Journal "Software Engineering"
a journal on theoretical and applied science and technology
ISSN 2220-3397
Issue N1 2020 year
The paper provides an overview of the implementation of MPI parallelization tools, focused primarily on the field of high performance computing (HPC). Low-level communications software used in various MPI implementations (such as uDAPL, OFED, OFI, etc.), which significantly affect the achieved performance, is considered. For the most widely used MPI implementations in HPC (OpenMPI, MVAPICH2, Intel MPI), an analysis is made of the performance achieved in their modern versions using high-speed interconnects with remote direct access to RDMA memory (Ethernet 100 Gbit — RoCE / iWARP, Intel Omni-Path, Infiniband EDR) for communication of the most widely used computing nodes based on x86-64 processors. Among the characteristics of achieved performance, indicators of achieved throughput and message transmission delays are considered, including data in terms of achieved performance in widely used MPI microtests OMB (Ohio State University Micro Benchmarks) and IMB (Intel Micro Benchmark), taking into account its dependence from number of message and their sizes. These latency and throughput data also characterize the actual performance indicators of the interconnect hardware itself.

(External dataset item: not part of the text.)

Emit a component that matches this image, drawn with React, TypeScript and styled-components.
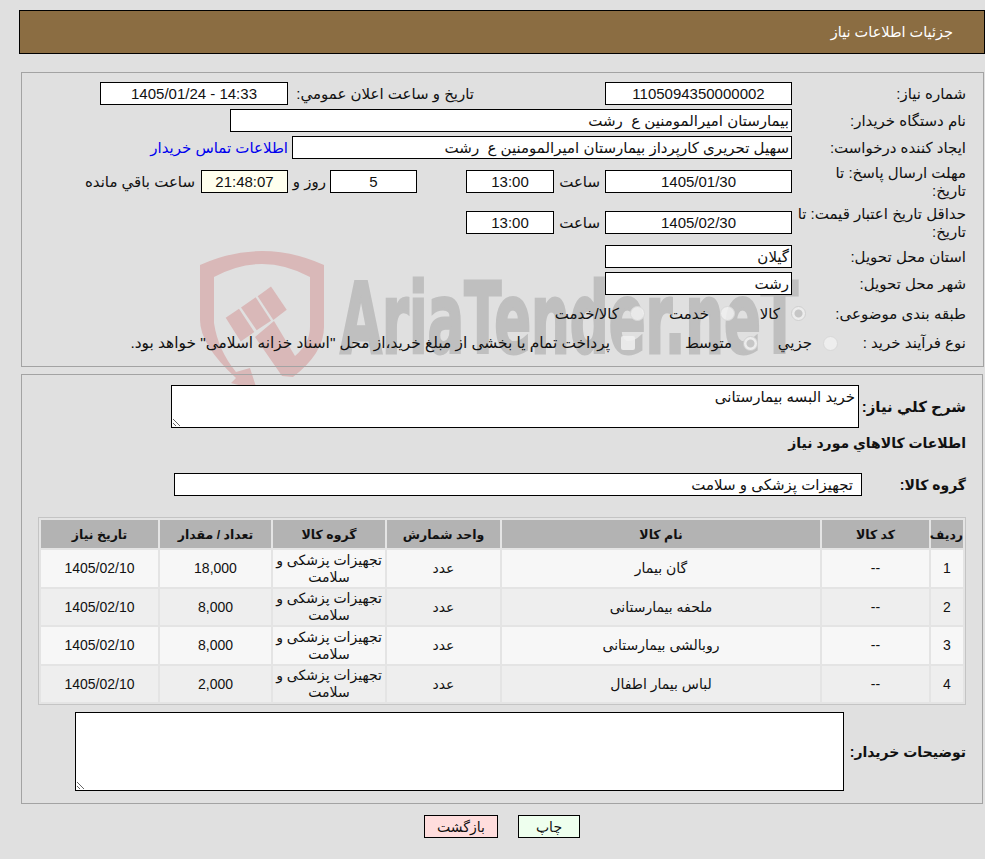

More attention is paid in the review to one-way RMA communications, supported since MPI 2.0, which helps to increase productivity and support promising PGAS parallelization models. On the contrary, widespread performance tests using MPI applications, SPEC MPI 2007, that depend on a huge number of hardware and software parameters, not only related to interconnects and parallelization tools, are less relevant for HPC and are not analyzed in the paper.